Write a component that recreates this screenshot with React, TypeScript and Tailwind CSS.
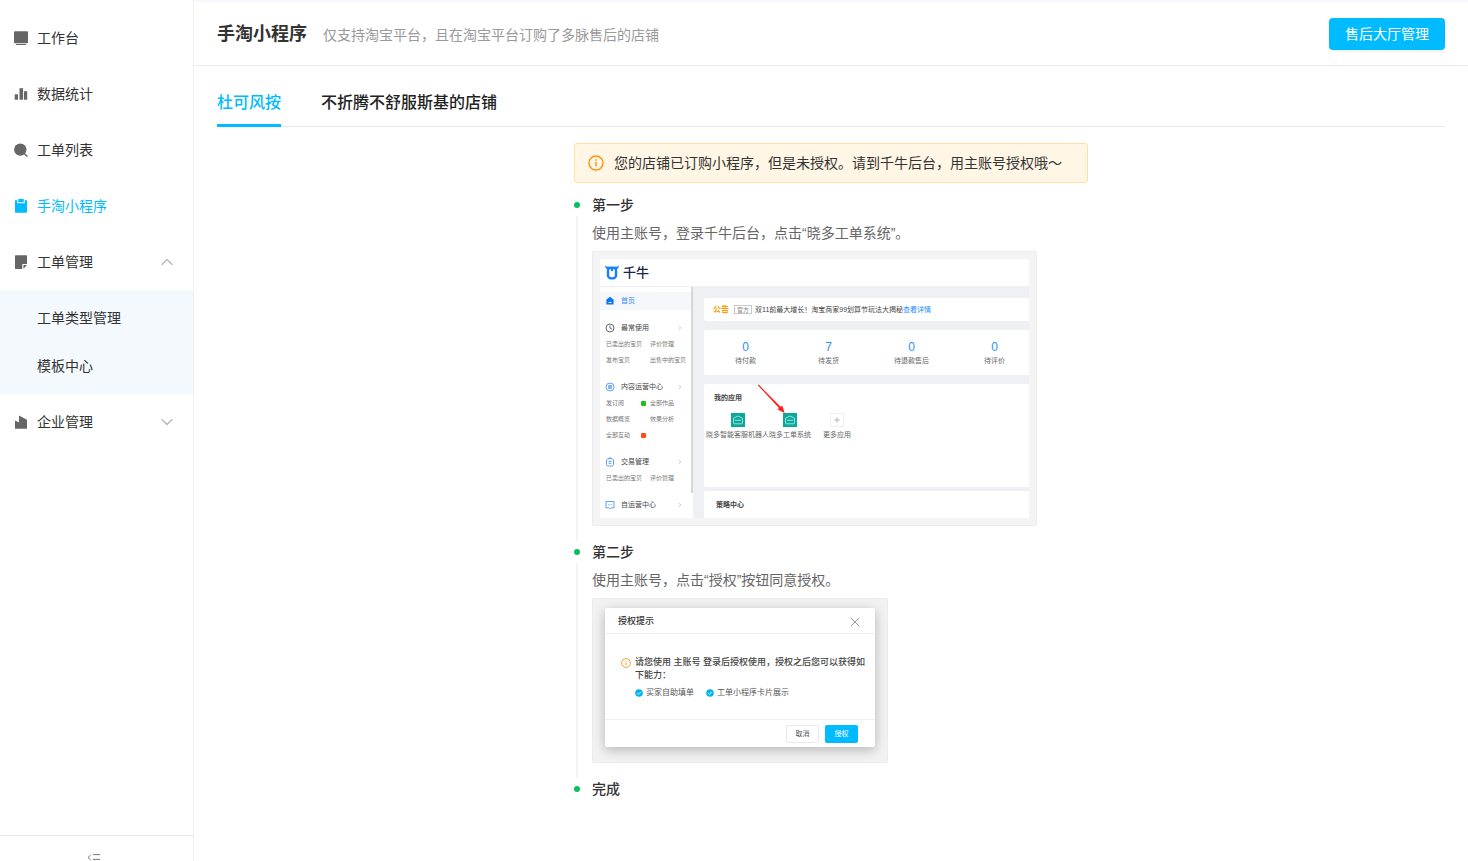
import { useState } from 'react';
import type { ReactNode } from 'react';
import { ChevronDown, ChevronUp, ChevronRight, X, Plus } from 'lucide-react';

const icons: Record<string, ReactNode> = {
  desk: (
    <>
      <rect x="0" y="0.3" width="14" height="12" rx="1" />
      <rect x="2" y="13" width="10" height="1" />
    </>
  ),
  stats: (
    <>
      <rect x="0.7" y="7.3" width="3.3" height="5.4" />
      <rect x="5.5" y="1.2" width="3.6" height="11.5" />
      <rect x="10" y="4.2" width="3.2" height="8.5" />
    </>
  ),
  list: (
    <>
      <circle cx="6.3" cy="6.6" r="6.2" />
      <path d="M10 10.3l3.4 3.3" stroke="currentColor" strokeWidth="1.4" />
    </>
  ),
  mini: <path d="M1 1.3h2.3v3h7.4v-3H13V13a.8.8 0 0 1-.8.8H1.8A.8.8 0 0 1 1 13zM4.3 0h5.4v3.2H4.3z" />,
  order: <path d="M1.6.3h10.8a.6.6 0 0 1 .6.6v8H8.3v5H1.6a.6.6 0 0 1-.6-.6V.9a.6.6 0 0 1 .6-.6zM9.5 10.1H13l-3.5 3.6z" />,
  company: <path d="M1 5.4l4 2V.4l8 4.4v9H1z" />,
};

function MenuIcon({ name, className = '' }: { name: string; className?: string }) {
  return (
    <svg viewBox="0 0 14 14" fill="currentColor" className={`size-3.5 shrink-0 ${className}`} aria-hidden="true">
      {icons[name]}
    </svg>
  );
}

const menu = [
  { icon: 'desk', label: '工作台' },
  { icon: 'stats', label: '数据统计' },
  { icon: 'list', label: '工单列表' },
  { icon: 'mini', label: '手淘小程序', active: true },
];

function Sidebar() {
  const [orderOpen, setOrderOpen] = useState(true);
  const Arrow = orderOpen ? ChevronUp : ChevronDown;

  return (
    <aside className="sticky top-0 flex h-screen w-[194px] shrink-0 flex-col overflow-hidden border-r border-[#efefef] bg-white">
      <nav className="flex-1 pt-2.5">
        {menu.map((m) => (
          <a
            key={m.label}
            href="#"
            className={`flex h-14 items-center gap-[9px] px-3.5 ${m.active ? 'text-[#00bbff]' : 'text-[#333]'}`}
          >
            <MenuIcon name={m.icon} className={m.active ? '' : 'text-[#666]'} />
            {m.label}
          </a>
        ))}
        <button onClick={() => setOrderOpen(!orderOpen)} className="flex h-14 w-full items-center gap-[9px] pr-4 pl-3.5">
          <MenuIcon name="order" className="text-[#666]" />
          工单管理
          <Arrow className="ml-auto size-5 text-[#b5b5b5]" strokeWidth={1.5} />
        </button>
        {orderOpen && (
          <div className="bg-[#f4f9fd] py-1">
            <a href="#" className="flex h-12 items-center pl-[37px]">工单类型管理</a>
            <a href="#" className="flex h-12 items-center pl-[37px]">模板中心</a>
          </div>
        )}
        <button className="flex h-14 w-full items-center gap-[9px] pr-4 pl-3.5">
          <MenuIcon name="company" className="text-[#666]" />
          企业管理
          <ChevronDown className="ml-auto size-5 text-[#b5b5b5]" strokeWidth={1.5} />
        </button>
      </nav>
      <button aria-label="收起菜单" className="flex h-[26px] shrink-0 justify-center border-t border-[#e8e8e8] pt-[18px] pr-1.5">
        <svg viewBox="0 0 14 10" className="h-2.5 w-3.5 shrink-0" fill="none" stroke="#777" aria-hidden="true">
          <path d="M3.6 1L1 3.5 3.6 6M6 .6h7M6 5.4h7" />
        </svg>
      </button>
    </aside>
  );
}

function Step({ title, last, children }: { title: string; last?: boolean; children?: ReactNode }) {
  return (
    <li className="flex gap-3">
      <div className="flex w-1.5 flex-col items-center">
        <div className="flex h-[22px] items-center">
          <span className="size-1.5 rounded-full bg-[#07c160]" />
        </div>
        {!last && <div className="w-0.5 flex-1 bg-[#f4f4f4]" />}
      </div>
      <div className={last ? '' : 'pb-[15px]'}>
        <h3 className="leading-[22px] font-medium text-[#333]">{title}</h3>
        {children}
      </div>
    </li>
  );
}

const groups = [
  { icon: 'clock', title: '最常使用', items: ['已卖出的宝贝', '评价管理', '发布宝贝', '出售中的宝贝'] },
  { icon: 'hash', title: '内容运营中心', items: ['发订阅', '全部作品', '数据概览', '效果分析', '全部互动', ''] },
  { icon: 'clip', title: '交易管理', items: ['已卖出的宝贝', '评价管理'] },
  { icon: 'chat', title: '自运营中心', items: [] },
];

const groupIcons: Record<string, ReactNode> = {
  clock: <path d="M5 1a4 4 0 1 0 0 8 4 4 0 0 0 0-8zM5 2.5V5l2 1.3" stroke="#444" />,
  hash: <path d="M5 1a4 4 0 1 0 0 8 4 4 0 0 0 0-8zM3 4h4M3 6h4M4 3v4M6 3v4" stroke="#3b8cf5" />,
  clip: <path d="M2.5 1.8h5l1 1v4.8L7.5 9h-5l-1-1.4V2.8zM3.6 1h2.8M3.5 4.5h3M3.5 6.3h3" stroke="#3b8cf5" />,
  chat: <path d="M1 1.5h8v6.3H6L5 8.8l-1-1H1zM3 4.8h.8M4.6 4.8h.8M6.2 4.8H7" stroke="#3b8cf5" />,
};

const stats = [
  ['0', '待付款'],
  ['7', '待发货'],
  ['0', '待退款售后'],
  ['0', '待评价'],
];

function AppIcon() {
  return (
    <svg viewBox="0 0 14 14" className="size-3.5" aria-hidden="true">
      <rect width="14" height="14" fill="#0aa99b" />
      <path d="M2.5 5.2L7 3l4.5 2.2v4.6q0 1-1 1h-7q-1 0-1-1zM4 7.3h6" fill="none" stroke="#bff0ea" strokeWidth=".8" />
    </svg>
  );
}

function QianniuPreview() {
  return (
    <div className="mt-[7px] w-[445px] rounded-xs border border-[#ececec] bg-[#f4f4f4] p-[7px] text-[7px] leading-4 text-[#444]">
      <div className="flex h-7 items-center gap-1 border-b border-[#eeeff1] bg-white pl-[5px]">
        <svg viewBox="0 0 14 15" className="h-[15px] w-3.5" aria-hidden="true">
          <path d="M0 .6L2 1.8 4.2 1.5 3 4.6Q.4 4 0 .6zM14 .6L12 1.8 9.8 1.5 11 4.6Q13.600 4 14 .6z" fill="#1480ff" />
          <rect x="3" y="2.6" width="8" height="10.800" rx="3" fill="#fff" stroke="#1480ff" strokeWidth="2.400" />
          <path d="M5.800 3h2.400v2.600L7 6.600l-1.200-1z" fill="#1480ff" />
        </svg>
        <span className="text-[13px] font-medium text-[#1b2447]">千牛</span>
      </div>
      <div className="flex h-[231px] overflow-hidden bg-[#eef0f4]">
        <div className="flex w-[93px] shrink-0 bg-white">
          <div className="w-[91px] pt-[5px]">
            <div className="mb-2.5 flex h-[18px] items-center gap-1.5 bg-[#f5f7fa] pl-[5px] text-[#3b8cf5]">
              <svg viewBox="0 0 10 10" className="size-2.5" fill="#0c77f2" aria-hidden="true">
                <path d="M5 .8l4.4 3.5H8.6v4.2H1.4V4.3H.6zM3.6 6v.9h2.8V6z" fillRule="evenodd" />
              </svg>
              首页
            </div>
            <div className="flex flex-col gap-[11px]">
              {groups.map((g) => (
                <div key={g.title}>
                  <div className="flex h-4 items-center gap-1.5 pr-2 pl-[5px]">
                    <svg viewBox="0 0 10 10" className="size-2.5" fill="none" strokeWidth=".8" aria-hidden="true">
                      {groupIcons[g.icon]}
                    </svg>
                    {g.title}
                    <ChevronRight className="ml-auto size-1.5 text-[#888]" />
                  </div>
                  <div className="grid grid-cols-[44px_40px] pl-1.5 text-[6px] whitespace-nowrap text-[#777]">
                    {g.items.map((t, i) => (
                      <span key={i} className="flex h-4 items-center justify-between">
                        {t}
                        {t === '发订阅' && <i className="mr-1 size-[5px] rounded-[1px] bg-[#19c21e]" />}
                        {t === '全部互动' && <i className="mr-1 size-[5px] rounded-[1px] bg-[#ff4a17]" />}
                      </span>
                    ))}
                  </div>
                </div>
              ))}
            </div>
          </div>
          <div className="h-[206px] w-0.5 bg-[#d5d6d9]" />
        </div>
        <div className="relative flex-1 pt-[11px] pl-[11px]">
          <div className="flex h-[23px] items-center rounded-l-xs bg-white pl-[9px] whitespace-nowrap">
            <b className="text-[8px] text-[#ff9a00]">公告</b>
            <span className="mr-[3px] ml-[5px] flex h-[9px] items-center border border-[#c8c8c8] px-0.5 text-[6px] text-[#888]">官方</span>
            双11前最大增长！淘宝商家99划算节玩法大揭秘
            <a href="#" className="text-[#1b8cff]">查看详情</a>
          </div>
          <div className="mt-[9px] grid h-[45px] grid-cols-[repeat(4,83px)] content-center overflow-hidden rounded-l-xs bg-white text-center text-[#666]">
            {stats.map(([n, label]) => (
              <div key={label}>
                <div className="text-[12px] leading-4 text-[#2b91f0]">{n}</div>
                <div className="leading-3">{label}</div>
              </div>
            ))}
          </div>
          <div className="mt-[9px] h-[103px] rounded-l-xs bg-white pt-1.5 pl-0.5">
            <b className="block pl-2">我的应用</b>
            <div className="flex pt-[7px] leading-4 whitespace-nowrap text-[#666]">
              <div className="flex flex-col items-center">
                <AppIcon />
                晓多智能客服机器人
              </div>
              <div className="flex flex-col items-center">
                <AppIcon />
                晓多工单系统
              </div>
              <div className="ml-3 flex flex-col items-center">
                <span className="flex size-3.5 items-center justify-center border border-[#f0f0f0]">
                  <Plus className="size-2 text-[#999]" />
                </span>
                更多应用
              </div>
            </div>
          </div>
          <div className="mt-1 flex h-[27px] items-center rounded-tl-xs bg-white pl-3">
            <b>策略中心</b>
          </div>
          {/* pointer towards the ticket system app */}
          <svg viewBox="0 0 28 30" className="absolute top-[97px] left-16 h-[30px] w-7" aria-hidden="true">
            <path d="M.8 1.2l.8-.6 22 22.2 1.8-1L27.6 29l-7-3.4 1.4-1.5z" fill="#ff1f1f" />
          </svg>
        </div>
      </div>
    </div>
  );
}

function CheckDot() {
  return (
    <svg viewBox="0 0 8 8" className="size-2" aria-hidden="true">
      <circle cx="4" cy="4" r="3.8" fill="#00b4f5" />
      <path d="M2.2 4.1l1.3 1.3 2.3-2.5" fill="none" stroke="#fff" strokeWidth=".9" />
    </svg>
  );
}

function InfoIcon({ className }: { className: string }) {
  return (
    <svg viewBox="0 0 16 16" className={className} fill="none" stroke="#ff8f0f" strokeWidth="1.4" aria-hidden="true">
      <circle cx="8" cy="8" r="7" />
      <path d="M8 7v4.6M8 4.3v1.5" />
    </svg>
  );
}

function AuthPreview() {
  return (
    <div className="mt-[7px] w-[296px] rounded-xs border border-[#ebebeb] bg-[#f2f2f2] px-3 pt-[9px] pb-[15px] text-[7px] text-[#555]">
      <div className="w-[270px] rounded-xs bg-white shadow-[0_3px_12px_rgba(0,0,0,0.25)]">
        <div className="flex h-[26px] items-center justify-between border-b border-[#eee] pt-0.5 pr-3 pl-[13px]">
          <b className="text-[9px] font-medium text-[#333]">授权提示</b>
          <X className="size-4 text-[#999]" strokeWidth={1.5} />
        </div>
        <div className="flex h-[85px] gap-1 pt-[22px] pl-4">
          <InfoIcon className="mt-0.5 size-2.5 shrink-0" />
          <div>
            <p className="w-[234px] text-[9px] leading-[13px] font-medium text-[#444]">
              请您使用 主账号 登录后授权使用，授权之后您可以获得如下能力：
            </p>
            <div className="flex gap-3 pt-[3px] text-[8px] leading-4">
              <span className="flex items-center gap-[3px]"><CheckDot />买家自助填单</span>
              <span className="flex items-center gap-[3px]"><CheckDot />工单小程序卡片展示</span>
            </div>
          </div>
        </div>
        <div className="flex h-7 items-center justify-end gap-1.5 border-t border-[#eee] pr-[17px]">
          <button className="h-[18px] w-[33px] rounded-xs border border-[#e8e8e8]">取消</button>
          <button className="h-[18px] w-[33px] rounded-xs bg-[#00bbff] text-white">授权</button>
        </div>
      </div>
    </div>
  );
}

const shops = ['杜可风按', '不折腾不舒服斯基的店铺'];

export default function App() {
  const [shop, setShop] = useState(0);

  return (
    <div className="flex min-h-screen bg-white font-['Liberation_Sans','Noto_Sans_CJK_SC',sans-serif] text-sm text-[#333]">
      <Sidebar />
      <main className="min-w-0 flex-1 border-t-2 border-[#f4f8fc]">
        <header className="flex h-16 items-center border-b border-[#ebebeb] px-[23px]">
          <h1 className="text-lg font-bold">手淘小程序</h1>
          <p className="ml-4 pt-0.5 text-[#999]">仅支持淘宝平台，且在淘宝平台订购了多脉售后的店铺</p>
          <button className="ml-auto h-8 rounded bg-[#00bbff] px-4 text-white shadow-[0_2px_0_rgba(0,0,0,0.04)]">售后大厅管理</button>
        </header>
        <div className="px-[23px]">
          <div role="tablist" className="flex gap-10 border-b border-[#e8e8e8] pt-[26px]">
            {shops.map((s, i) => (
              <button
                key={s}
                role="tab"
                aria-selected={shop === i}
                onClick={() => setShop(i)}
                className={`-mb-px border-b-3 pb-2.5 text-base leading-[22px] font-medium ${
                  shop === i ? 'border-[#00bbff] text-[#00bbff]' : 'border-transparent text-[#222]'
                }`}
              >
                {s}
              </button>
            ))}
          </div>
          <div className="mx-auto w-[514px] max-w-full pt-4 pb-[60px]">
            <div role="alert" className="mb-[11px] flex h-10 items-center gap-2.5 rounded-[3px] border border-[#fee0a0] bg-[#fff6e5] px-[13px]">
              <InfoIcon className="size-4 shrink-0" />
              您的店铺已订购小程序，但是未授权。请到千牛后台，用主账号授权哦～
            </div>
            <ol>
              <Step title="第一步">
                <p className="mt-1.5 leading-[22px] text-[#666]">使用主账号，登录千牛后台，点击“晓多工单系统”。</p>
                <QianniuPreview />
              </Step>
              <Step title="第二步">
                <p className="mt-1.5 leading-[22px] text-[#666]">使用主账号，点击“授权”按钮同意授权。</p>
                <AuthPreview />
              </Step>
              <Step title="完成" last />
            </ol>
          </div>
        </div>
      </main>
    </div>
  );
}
::::::::::
◆ Task
Omit the pictures, then repeat exactly each line from the beginning of the listing through the line with "ChevronRight, X, Plus".

◆ Task output
Write a component that recreates this screenshot with React, TypeScript and Tailwind CSS.
import { useState } from 'react';
import type { ReactNode } from 'react';
import { ChevronDown, ChevronUp, ChevronRight, X, Plus } from 'lucide-react';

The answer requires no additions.